Hi,
I’ve been using the Unleashed in the past and have now obtained an Unmatched (both for academic research purposes). The main reason for the latter was the prospect of having better I/O. If you have been working on this project please don’t take the critique personally. I write this primarily in the hope that it leads to improvements and to document these issues for others (because apart from the fan I could not find a lot of other experience reports on these topics).
The Fan
I like quiet computers. I also had no big problem with the Unleashed fan because I saw it as a very first step and an engineering board.
However, the Unmatched fan is even (slightly) worse albeit the board being clearly marketed to not only engineers but also enthusiastic end users.
Taking that and the fact that the SoC could easily be cooled (semi-)passively into account, this cheap and unbalanced 25mm turbine is simply inexcusable.
I couldn’t find any power ratings actually but I’d be surprised if it dissipates more than 30W max.
On future boards please add at least some holes around the SoC so that we can fix this more easily than this plastic contraption that I don’t even rare to touch.
SATA SSD in M.2 Slot
Due to the B-Key of the M.2 slot I was expecting that at least in theory SATA SSDs could be made to work as this indicates that there are SATA pins. I should have checked that more carefully since this is really the only indicator that SATA could work (which it cannot because there is not even a SATA IP in the SoC AFAICT). A small hint regarding the non-obvious keying in the documentation would be nice.
I guess the B-M-Key slot was used eventually because it was cheaper? The schematic does have an M-only-key slot.
Spacers/Standoffs for the M.2 Slots
In the package there are 4 screws and 4 plastic washers that are supposed to be used to hold the M.2 cards down in the two slots. Depending on the physical size there has to be a spacer between the two PCBs that the screws can hold on to.
On the Unmatched there are only spaces for the maximum sizes and they are pressed into the board. So if you would want to use smaller cards the package contents are not sufficient (but you have two spare screws and washers to spare).
@jwim told me on IRC (thx!) that for the other holes one needs some optional hardware mentioned in the BOM: SMTSO-M25-2ET
These are less than a dollar (excluding shipping) and I won’t write what I think about not including them with a 600$ board.
Fortunately this is not a big issue and one can rather easily hack around this, e.g., with 10mm M3 screws and 2 nuts.
SD Card Support
The documentation talks a bit about issues with Application Performance Class 2 (A2) cards. In the Getting Started they are referred to as “Class 2” cards and the recommended SanDisk A1 as “Class 1”. It is understandable from the context but “Class x” (Cx) is another classification for SD cards that refers to their minimum sequential writing speed. Class 2 would be 2MB/s minimum writing speed.
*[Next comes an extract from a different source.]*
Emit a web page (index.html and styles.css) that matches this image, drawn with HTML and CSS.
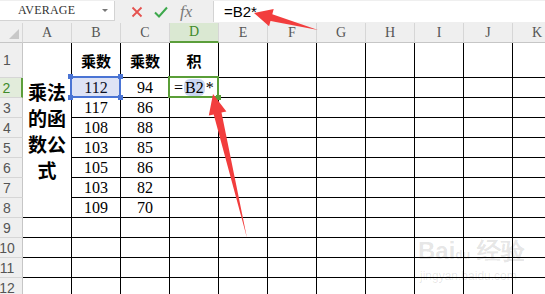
FILE: index.html
```html
<!DOCTYPE html>
<html lang="zh">
<head>
<meta charset="utf-8">
<title>乘法的函数公式</title>
<link rel="stylesheet" href="styles.css">
</head>
<body>
<div class="app">
  <div class="toolbar">
    <div class="namebox"><span class="name">AVERAGE</span><span class="caret"></span></div>
    <div class="tools">
      <svg class="ic" width="12" height="12" viewBox="0 0 12 12"><path d="M1.5 1.5 L10.5 10.5 M10.5 1.5 L1.5 10.5" stroke="#e5524f" stroke-width="1.8" fill="none"/></svg>
      <svg class="ic" width="14" height="12" viewBox="0 0 14 12"><path d="M1 6.5 L5 10.5 L13 1.5" stroke="#3da84c" stroke-width="2" fill="none"/></svg>
      <span class="fx">fx</span>
    </div>
    <div class="formula">=B2*</div>
  </div>

  <div class="sheet">
    <div class="hd corner"></div>
    <div class="hd">A</div><div class="hd">B</div><div class="hd">C</div><div class="hd hd-act">D</div><div class="hd">E</div><div class="hd">F</div><div class="hd">G</div><div class="hd">H</div><div class="hd">I</div><div class="hd">J</div><div class="hd">K</div>

    <div class="rh">1</div>
    <div class="c merged"><span class="title">乘法的函数公式</span></div>
    <div class="c th">乘数</div><div class="c th">乘数</div><div class="c th">积</div><div class="c"></div><div class="c"></div><div class="c"></div><div class="c"></div><div class="c"></div><div class="c"></div><div class="c"></div>

    <div class="rh rh-act">2</div>
    <div class="c num sel-cell">112<span class="sel"><i class="h tl"></i><i class="h tr"></i><i class="h bl"></i><i class="h br"></i></span></div>
    <div class="c num">94</div>
    <div class="c act-cell"><span class="edit">=<span class="ref">B2</span>*</span><span class="act"><i class="fill"></i></span></div>
    <div class="c"></div><div class="c"></div><div class="c"></div><div class="c"></div><div class="c"></div><div class="c"></div><div class="c"></div>

    <div class="rh">3</div>
    <div class="c num">117</div><div class="c num">86</div><div class="c"></div><div class="c"></div><div class="c"></div><div class="c"></div><div class="c"></div><div class="c"></div><div class="c"></div><div class="c"></div>
    <div class="rh">4</div>
    <div class="c num">108</div><div class="c num">88</div><div class="c"></div><div class="c"></div><div class="c"></div><div class="c"></div><div class="c"></div><div class="c"></div><div class="c"></div><div class="c"></div>
    <div class="rh">5</div>
    <div class="c num">103</div><div class="c num">85</div><div class="c"></div><div class="c"></div><div class="c"></div><div class="c"></div><div class="c"></div><div class="c"></div><div class="c"></div><div class="c"></div>
    <div class="rh">6</div>
    <div class="c num">105</div><div class="c num">86</div><div class="c"></div><div class="c"></div><div class="c"></div><div class="c"></div><div class="c"></div><div class="c"></div><div class="c"></div><div class="c"></div>
    <div class="rh">7</div>
    <div class="c num">103</div><div class="c num">82</div><div class="c"></div><div class="c"></div><div class="c"></div><div class="c"></div><div class="c"></div><div class="c"></div><div class="c"></div><div class="c"></div>
    <div class="rh">8</div>
    <div class="c num">109</div><div class="c num">70</div><div class="c"></div><div class="c"></div><div class="c"></div><div class="c"></div><div class="c"></div><div class="c"></div><div class="c"></div><div class="c"></div>

    <div class="rh">9</div>
    <div class="c"></div><div class="c"></div><div class="c"></div><div class="c"></div><div class="c"></div><div class="c"></div><div class="c"></div><div class="c"></div><div class="c"></div><div class="c"></div><div class="c"></div>
    <div class="rh">10</div>
    <div class="c"></div><div class="c"></div><div class="c"></div><div class="c"></div><div class="c"></div><div class="c"></div><div class="c"></div><div class="c"></div><div class="c"></div><div class="c"></div><div class="c"></div>
    <div class="rh">11</div>
    <div class="c"></div><div class="c"></div><div class="c"></div><div class="c"></div><div class="c"></div><div class="c"></div><div class="c"></div><div class="c"></div><div class="c"></div><div class="c"></div><div class="c"></div>
    <div class="rh">12</div>
    <div class="c"></div><div class="c"></div><div class="c"></div><div class="c"></div><div class="c"></div><div class="c"></div><div class="c"></div><div class="c"></div><div class="c"></div><div class="c"></div><div class="c"></div>
  </div>

  <svg class="arrows" width="545" height="294" viewBox="0 0 545 294">
    <polygon points="254,13 273.7,8.9 272.3,14.2 318,30 270.5,21 269.1,26.3" fill="#f23d3d"/>
    <polygon points="213,94 226.4,111.4 221.5,112.6 247,238 213.7,114.4 208.8,115.6" fill="#f23d3d"/>
  </svg>

  <div class="watermark">
    <div class="wm-top">Bai<span class="paw">du</span> 经验</div>
    <div class="wm-url">jingyan.baidu.com</div>
  </div>
</div>
</body>
</html>
```

FILE: styles.css
```css
html, body {
  margin: 0;
  padding: 0;
  background: #fff;
}

.app {
  position: relative;
  width: 545px;
  height: 294px;
  overflow: hidden;
  font-family: "Liberation Sans", Arial, sans-serif;
}

/* ---------- toolbar ---------- */
.toolbar {
  display: flex;
  align-items: flex-start;
  height: 23px;
  background: #efefef;
  box-sizing: border-box;
  padding-top: 1px;
}

.namebox {
  box-sizing: border-box;
  width: 115px;
  height: 20px;
  background: #fff;
  border-right: 1px solid #d3d3d3;
  border-bottom: 1px solid #d3d3d3;
  display: flex;
  align-items: center;
  position: relative;
}

.name {
  font-family: "Liberation Serif", serif;
  font-size: 12px;
  color: #333;
  padding-left: 18px;
  letter-spacing: 0.2px;
}

.caret {
  margin-left: auto;
  margin-right: 6px;
  width: 0;
  height: 0;
  border-left: 3px solid transparent;
  border-right: 3px solid transparent;
  border-top: 3px solid #777;
}

.tools {
  width: 98px;
  height: 21px;
  display: flex;
  align-items: center;
  padding-left: 16px;
  box-sizing: border-box;
  gap: 11px;
}

.fx {
  font-family: "Liberation Serif", serif;
  font-style: italic;
  font-size: 17px;
  color: #7a7a7a;
  margin-left: 1px;
}

.formula {
  flex: 1;
  height: 21px;
  background: #fff;
  box-sizing: border-box;
  border-left: 1px solid #d3d3d3;
  padding-left: 10px;
  font-size: 15px;
  line-height: 21px;
  color: #000;
}

/* ---------- sheet ---------- */
.sheet {
  display: grid;
  grid-template-columns: 23px repeat(11, 49px);
  grid-template-rows: 20px 35px repeat(11, 20px);
}

.hd {
  box-sizing: border-box;
  background: #efefef;
  border-right: 1px solid #d6d6d6;
  border-bottom: 1px solid #c6c6c6;
  font-family: "Liberation Serif", serif;
  font-size: 14px;
  color: #555;
  display: flex;
  align-items: center;
  justify-content: center;
}

.corner {
  position: relative;
}

.corner::after {
  content: "";
  position: absolute;
  right: 3px;
  bottom: 3px;
  width: 0;
  height: 0;
  border-left: 10px solid transparent;
  border-bottom: 10px solid #c8c8c8;
}

.hd-act {
  background: #dae8d2;
  color: #3f8a2b;
  border-bottom: 2px solid #5b9e3b;
}

.rh {
  box-sizing: border-box;
  background: #efefef;
  border-right: 1px solid #c6c6c6;
  border-bottom: 1px solid #d6d6d6;
  font-size: 14px;
  color: #555;
  display: flex;
  align-items: center;
  justify-content: center;
  padding-right: 8px;
}

.rh-act {
  background: #e2ecdb;
  color: #3f8a2b;
  border-right: 2px solid #5b9e3b;
}

.c {
  box-sizing: border-box;
  border-right: 1px solid #000;
  border-bottom: 1px solid #000;
  display: flex;
  align-items: center;
  justify-content: center;
}

.merged {
  grid-row: span 8;
  align-items: flex-start;
  padding-top: 36px;
}

.title {
  width: 40px;
  font-family: "Noto Sans CJK SC", sans-serif;
  font-weight: 700;
  font-size: 19px;
  line-height: 26px;
  text-align: center;
  color: #000;
}

.th {
  font-family: "Noto Sans CJK SC", sans-serif;
  font-weight: 700;
  font-size: 15px;
  color: #000;
}

.num {
  font-family: "Liberation Serif", serif;
  font-size: 16px;
  color: #000;
}

/* selection in B2 */
.sel-cell {
  position: relative;
}

.sel {
  position: absolute;
  left: -2px;
  top: -2px;
  right: -1px;
  bottom: -1px;
  border: 2px solid #4a74d4;
  background: rgba(70, 100, 200, 0.18);
  z-index: 1;
}

.h {
  position: absolute;
  width: 5px;
  height: 5px;
  background: #4a74d4;
}
.tl { left: -4px; top: -4px; }
.tr { right: -4px; top: -4px; }
.bl { left: -4px; bottom: -4px; }
.br { right: -4px; bottom: -4px; }

/* active cell D2 */
.act-cell {
  position: relative;
  justify-content: flex-start;
  padding-left: 4px;
}

.edit {
  font-family: "Liberation Serif", serif;
  font-size: 16px;
  color: #000;
}

.ref {
  background: #c9d6f1;
  border-radius: 6px;
  padding: 0 1px;
  margin: 0 1px;
}

.act {
  position: absolute;
  left: -2px;
  top: -2px;
  right: -1px;
  bottom: -1px;
  border: 2px solid #5a9e38;
  z-index: 1;
}

.fill {
  position: absolute;
  right: -4px;
  bottom: -4px;
  width: 5px;
  height: 5px;
  background: #5a9e38;
}

/* overlays */
.arrows {
  position: absolute;
  left: 0;
  top: 0;
  pointer-events: none;
  z-index: 5;
}

.watermark {
  position: absolute;
  left: 418px;
  top: 236px;
  z-index: 4;
  color: rgba(0, 0, 0, 0.11);
  font-family: "Liberation Sans", sans-serif;
  pointer-events: none;
}

.wm-top {
  font-size: 24px;
  font-weight: 700;
  line-height: 30px;
}

.paw {
  font-size: 12px;
}

.wm-url {
  font-size: 12px;
  line-height: 12px;
  padding-left: 2px;
}
```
The Ax classes are newer and specify minimum IOPS.
I can only speculate at this point but I think it is very unlikely that the classification alone (or I/O performance itself) is a good indicator for compatibility as it is stated in the documentation. I presume, only very few cards were tested (maybe even only 2) and the only obvious difference between them was the Application Performance Class. I’d rather expect some timing/race condition to be the culprit.
To keep the original SD card as a backup I tried to use another card that I have been using with the Unleashed without problems.
This is a quite old card from 2014: Samsung MB-MP32D, 32GB, Class 10, UHS-I
With that card I cannot get the ZSBL to execute correctly. I receive different low-number error codes (5 and 9 so far) indicating that some essential SD commands fail. It is independent of the image used (I have tried the latest SDK release (demo-coreip-cli-unmatched-2021.08.00.rootfs.wic.xz) as well as the Preinstalled Ubuntu 21.04 image (ubuntu-21.04-preinstalled-server-riscv64+unmatched.img.xz)).
The same images work fine with two different similarly old but slower 8GB SanDisk cards.
Since I’d like to get away from SD cards altogether I won’t look into that further but it’s worth to note online that if you see output from the ZSBL like “Error 0x0000000000000005” or “Error 0x0000000000000009” that it is a good idea to try another card.
Baud Rate of the ZSBL
The SW reference manual states “[…] boot fail messages from ZSBL are output to the console at 89856 baud instead
of the default 115200 baud.”
I don’t think that’s correct because the above mentioned output was only visible to me when using 57600 baud (which is a much more sensible value too). I only know one other SoC that uses a similarly off UART configuration: PULPino… what’s up with RISC-V devices and funky UART baud rates?